Cinquième rapport sur une mission en Basse-Bretagne/Le père qui vendit son fils au diable, et le brigand
LE PÈRE QUI VENDIT SON FILS AU DIABLE,
ET LE BRIGAND.
Un pauvre homme vend son fils au diable, pour avoir de l’argent. Pris de remords, il va se confesser au pape, à Rome. Le pape refuse de l’absoudre, et l’adresse à un ermite, dans un bois. L’ermite lui dit d’aller se confesser à un prêtre dans l’église la plus voisine, et de ne pas avouer son plus gros péché, la vente de son fils au diable, afin de recevoir l’absolution. Il lui recommande encore de ne pas manger la sainte hostie, mais de la lui apporter dans son mouchoir. Il se conforme à ces recommandations, et apporte la sainte hostie à l’ermite. Celui-ci la lui coud dans sa poitrine, entre chair et peau, et lui dit ensuite d’aller lui-même en enfer, pour retirer le contrat de vente de l’âme de son fils. Il lui donne une lettre pour un frère brigand qu’il a dans un bois, plus loin, et qui est sur le chemin de l’enfer. Il part avec cette lettre, et loge chez le brigand. Celui-ci lui dit, au moment de partir, de demander à Satan de lui faire voir la place qu’il lui réserve dans l’enfer. Un diable vient à sa rencontre, et ne fait aucune difficulté de recevoir le père à la place du fils.
Le voilà dans l’enfer. Mais les démons ne peuvent y supporter sa présence, à cause de la sainte hostie qu’il porte sur lui, et ils le pressent de s’en aller. Il se fait remettre d’abord le contrat de la vente de son fils ; puis, il demande à voir la place qui est réservée au brigand. On lui montre un siège de fer rouge, entouré de feu de tous côtés. Il part alors. Il repasse par chez le brigand, et celui-ci, au récit qui lui est fait de ce qui l’attend dans l’enfer, congédie ses camarades et se soumet à une pénitence dont la pensée seule fait frémir. Il en meurt, et son âme est sauvée. Le père se rend alors auprès du pape, qui lui extrait la sainte hostie de la poitrine, et la lui donne ensuite en communion. Il reprend alors le chemin de chez lui. Il y arrive en mendiant, et personne ne le reconnaît, car son voyage a duré plusieurs années, et on le croit mort. Il y a une grande fête dans sa maison, à l’occasion de la première messe de son fils, qui vient d’être ordonné prêtre. Après le repas, auquel il est aussi admis par charité, il demande à se confesser au jeune prêtre. Il lui avoue qu’il est son père. La joie de la mère, du fils et du père de se retrouver réunis est si grande, qu’ils en meurent tous les trois sur la place, et leurs âmes vont tout droit au paradis.

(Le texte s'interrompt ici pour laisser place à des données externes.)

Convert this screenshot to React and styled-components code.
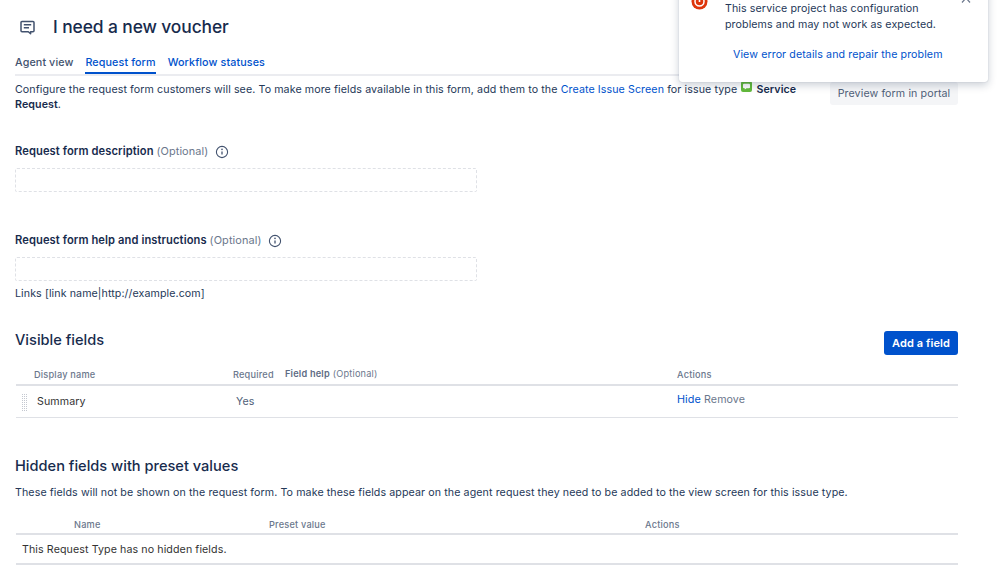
import React from "react";
import styled, { createGlobalStyle } from "styled-components";

const Global = createGlobalStyle`
  html, body { margin: 0; padding: 0; background: #fff; }
  body { font-family: Inter, "Liberation Sans", sans-serif; font-size: 11px; line-height: 15px; color: #253858; overflow: hidden; }
`;
const Page = styled.div`
  position: relative; width: 999px; height: 573px; overflow: hidden; box-sizing: border-box;
  padding: 15px 41px 0 15px; display: flex; flex-direction: column;
`;
const Header = styled.header`
  display: flex; align-items: center; gap: 18px; height: 24px; padding-left: 5px;
`;
const Title = styled.h1`
  margin: 0; font-size: 17.4px; line-height: 24px; font-weight: 500; color: #172b4d; letter-spacing: -0.1px;
`;
const Tabs = styled.nav`
  display: flex; gap: 12px; margin-top: 11px; height: 24px; border-bottom: 2px solid #ebecf0; box-sizing: content-box;
`;
const Tab = styled.a`
  display: block; height: 24px; box-sizing: border-box; padding-top: 5px; line-height: 15px; font-size: 10.75px; letter-spacing: 0.1px; font-weight: 500;
  color: ${p => p.$muted ? "#42526e" : "#0052cc"};
  border-bottom: 2px solid ${p => p.$active ? "#0052cc" : "transparent"};
  margin-bottom: -2px;
`;
const IntroRow = styled.div`
  display: flex; justify-content: space-between; align-items: flex-start; margin-top: 5px;
`;
const Intro = styled.p`
  margin: 0; width: 790px; font-size: 10.65px; line-height: 15px; color: #253858; letter-spacing: 0.1px;
`;
const Link = styled.a`
  color: #0052cc;
`;
const Strong = styled.strong`
  font-weight: 600; color: #172b4d;
`;
const TypeIcon = styled.svg`
  width: 11px; height: 11px; vertical-align: 1px; margin: 0 1px;
`;
const PreviewButton = styled.button`
  width: 128px; height: 23px; margin-top: 1px; border: 0; border-radius: 3px; background: #f4f5f7; color: #505f79;
  font: 400 10.65px Inter, sans-serif; letter-spacing: 0.1px; padding: 0;
`;
const FieldLabel = styled.div`
  display: flex; align-items: center; height: 15px; margin-top: ${p => p.$top}px; font-size: 11.15px; letter-spacing: 0.1px;
`;
const LabelText = styled.span`
  font-weight: 600; color: #172b4d; white-space: pre;
`;
const Optional = styled.span`
  color: #6b778c; white-space: pre; font-size: 10.9px;
`;
const InfoIcon = styled.svg`
  width: 14px; height: 14px; margin-left: 7px; color: #42526e;
`;
const InlineEdit = styled.div`
  width: 462px; height: 24px; margin-top: ${p => p.$top}px; box-sizing: border-box; border: 1px dashed #dfe1e6; border-radius: 2px;
`;
const Hint = styled.div`
  margin-top: 5px; font-size: 10.65px; letter-spacing: 0.1px; color: #253858;
`;
const SectionHead = styled.div`
  display: flex; justify-content: space-between; align-items: flex-start; height: 24px; margin-top: 30px;
`;
const H2 = styled.h2`
  margin: ${p => p.$top}px 0 0; font-size: 14.6px; line-height: 22px; font-weight: 500; color: #172b4d;
`;
const PrimaryButton = styled.button`
  width: 74px; height: 24px; border: 0; border-radius: 3px; background: #0052cc; color: #fff; padding: 0;
  font: 600 11px Inter, sans-serif; letter-spacing: 0.1px;
`;
const Table = styled.div`
  display: flex; flex-direction: column; margin-left: 1px;
`;
const HeadRow = styled.div`
  display: grid; grid-template-columns: ${p => p.$cols}; height: ${p => p.$h}px; margin-top: ${p => p.$top}px;
  border-bottom: 2px solid #dfe1e6; box-sizing: content-box; align-items: center;
  font-size: 9.2px; font-weight: 500; color: #6b778c; letter-spacing: 0.2px;
`;
const HeadCell = styled.span`
  padding-left: ${p => p.$pad || 0}px; white-space: pre; position: relative; top: 1px;
`;
const HelpCell = styled.span`
  color: #6b778c; font-weight: 400; white-space: pre;
`;
const HelpStrong = styled.span`
  font-weight: 600; color: #5e6c84;
`;
const BodyRow = styled.div`
  display: grid; grid-template-columns: ${p => p.$cols}; align-items: center; height: 31px; border-bottom: 1px solid #dfe1e6;
  font-size: 10.65px; letter-spacing: 0.1px; color: #333;
`;
const Grip = styled.span`
  display: block; width: 6px; height: 18px; margin-left: 6px;
  background:
    linear-gradient(#fff 1px, transparent 1px) 0 0 / 2px 2px,
    linear-gradient(90deg, #c4c8d0 1px, #fff 1px) 0 0 / 2px 2px;
`;
const NameCell = styled.div`
  display: flex; align-items: center; gap: 9px;
`;
const YesCell = styled.span`
  padding-left: 3px; color: #505f79;
`;
const Actions = styled.span`
  color: #6b778c; position: relative; top: -2px;
`;
const ActionLink = styled.a`
  color: #0052cc; font-size: 10.8px;
`;
const Lead = styled.p`
  margin: 8px 0 0; font-size: 10.65px; letter-spacing: 0.1px; line-height: 15px; color: #253858; white-space: nowrap;
`;
const EmptyRow = styled.div`
  height: 28px; display: flex; align-items: center; padding-left: 6px; border-bottom: 2px solid #dfe1e6;
  font-size: 10.65px; letter-spacing: 0.1px; color: #333; box-sizing: content-box;
`;
const Flag = styled.aside`
  position: absolute; left: 679px; top: -20px; width: 309px; height: 102px; box-sizing: border-box; background: #fff;
  border-radius: 3px; box-shadow: 0 3px 9px rgba(9,30,66,.22), 0 0 1px rgba(9,30,66,.3);
`;
const FlagIcon = styled.svg`
  position: absolute; left: 12px; top: 13px; width: 17px; height: 17px;
`;
const FlagClose = styled.svg`
  position: absolute; right: 17px; top: 13px; width: 10px; height: 13px;
`;
const FlagText = styled.p`
  margin: 0; position: absolute; left: 46px; top: 21px; width: 240px; font-size: 10.65px; line-height: 15.5px; letter-spacing: 0.1px; color: #253858;
`;
const FlagLink = styled.a`
  position: absolute; left: 54px; top: 67px; font-size: 10.65px; line-height: 15px; letter-spacing: 0.1px; color: #0052cc; white-space: nowrap;
`;

const Info = () => (
  <InfoIcon viewBox="0 0 14 14" fill="none" stroke="currentColor">
    <circle cx="7" cy="7" r="5.6" strokeWidth="1.1" />
    <path d="M7 6.4v3.2" strokeWidth="1.3" />
    <circle cx="7" cy="4.4" r=".8" fill="currentColor" stroke="none" />
  </InfoIcon>
);

export default function App() {
  return (
    <Page>
      <Global />
      <Header>
        <svg width="15" height="15" viewBox="0 0 15 15" fill="none">
          <path d="M2 1.5h11a1 1 0 0 1 1 1v8.2a1 1 0 0 1-1 1h-2.4v2l-2.3-2H2a1 1 0 0 1-1-1V2.500a1 1 0 0 1 1-1z" stroke="#42526e" strokeWidth="1.5" strokeLinejoin="round" />
          <path d="M3.800 4.800h7.400M3.800 7.800h5.200" stroke="#42526e" strokeWidth="1.400" />
        </svg>
        <Title>I need a new voucher</Title>
      </Header>
      <Tabs>
        <Tab $muted>Agent view</Tab>
        <Tab $active>Request form</Tab>
        <Tab>Workflow statuses</Tab>
      </Tabs>
      <IntroRow>
        <Intro>
          Configure the request form customers will see. To make more fields available in this form, add them to the{" "}
          <Link>Create Issue Screen</Link> for issue type{" "}
          <TypeIcon viewBox="0 0 11 11">
            <rect width="11" height="11" rx="2" fill="#63ba3c" />
            <path d="M3 2.800h5a1 1 0 0 1 1 1v2.400a1 1 0 0 1-1 1H5.500L3.800 8.600V7.200H3a1 1 0 0 1-1-1V3.800a1 1 0 0 1 1-1z" fill="#fff" />
          </TypeIcon>{" "}
          <Strong>Service</Strong> <Strong>Request</Strong>.
        </Intro>
        <PreviewButton>Preview form in portal</PreviewButton>
      </IntroRow>
      <FieldLabel $top={32}>
        <LabelText>Request form description </LabelText>
        <Optional>(Optional)</Optional>
        <Info />
      </FieldLabel>
      <InlineEdit $top={9} />
      <FieldLabel $top={41}>
        <LabelText>Request form help and instructions </LabelText>
        <Optional>(Optional)</Optional>
        <Info />
      </FieldLabel>
      <InlineEdit $top={9} />
      <Hint>Links [link name|http://example.com]</Hint>
      <SectionHead>
        <H2 $top={-2}>Visible fields</H2>
        <PrimaryButton>Add a field</PrimaryButton>
      </SectionHead>
      <Table>
        <HeadRow $cols="217px 52px 392px 1fr" $h={21} $top={8}>
          <HeadCell $pad={18}>Display name</HeadCell>
          <HeadCell>Required</HeadCell>
          <HelpCell><HelpStrong>Field help</HelpStrong> (Optional)</HelpCell>
          <HeadCell>Actions</HeadCell>
        </HeadRow>
        <BodyRow $cols="217px 444px 1fr">
          <NameCell><Grip />Summary</NameCell>
          <YesCell>Yes</YesCell>
          <Actions><ActionLink>Hide</ActionLink> Remove</Actions>
        </BodyRow>
      </Table>
      <H2 $top={37}>Hidden fields with preset values</H2>
      <Lead>These fields will not be shown on the request form. To make these fields appear on the agent request they need to be added to the view screen for this issue type.</Lead>
      <Table>
        <HeadRow $cols="253px 376px 1fr" $h={20} $top={13}>
          <HeadCell $pad={58}>Name</HeadCell>
          <HeadCell>Preset value</HeadCell>
          <HeadCell>Actions</HeadCell>
        </HeadRow>
        <EmptyRow>This Request Type has no hidden fields.</EmptyRow>
      </Table>
      <Flag>
        <FlagIcon viewBox="0 0 17 17">
          <circle cx="8.500" cy="8.500" r="8" fill="#de350b" />
          <circle cx="8.500" cy="8.500" r="4.500" fill="none" stroke="#fff" strokeWidth="1.500" />
          <path d="M8.500 5.500v3.500" stroke="#fff" strokeWidth="1.600" />
        </FlagIcon>
        <FlagClose viewBox="0 0 10 13" fill="none" stroke="#6b778c" strokeWidth="1.200">
          <path d="M1 9.500l4-4.500 4 4.500" />
        </FlagClose>
        <FlagText>This service project has configuration problems and may not work as expected.</FlagText>
        <FlagLink>View error details and repair the problem</FlagLink>
      </Flag>
    </Page>
  );
}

La même fable a été recueillie par Glinski chez les Slaves, sous le titre de : le brigand Madey. On y voit, comme dans le conte breton, un père qui va en enfer retirer le contrat de la vente de son fils, et un brigand qui se convertit et est sauvé, après une pénitence inouïe.
Les contes où un père vend au diable l’âme d’un enfant à naître, souvent innocemment et sans savoir que sa femme est enceinte, sont nombreux dans le peuple, en Bretagne. Je possède une seconde version de celui-ci, mais où la mère de l’enfant s’est mariée avec le diable, qui vient réclamer son fils. Celui-ci va aussi dans l’enfer, mais grâce à une ample provision d’eau bénite qu’il a emportée, d’après le conseil d’un ermite, et dont il arrose les habitants de ces lieux, il est prié de s’en aller ; il ne se retire pourtant qu’après avoir reçu le contrat de mariage de sa mère, et il la sauve ainsi.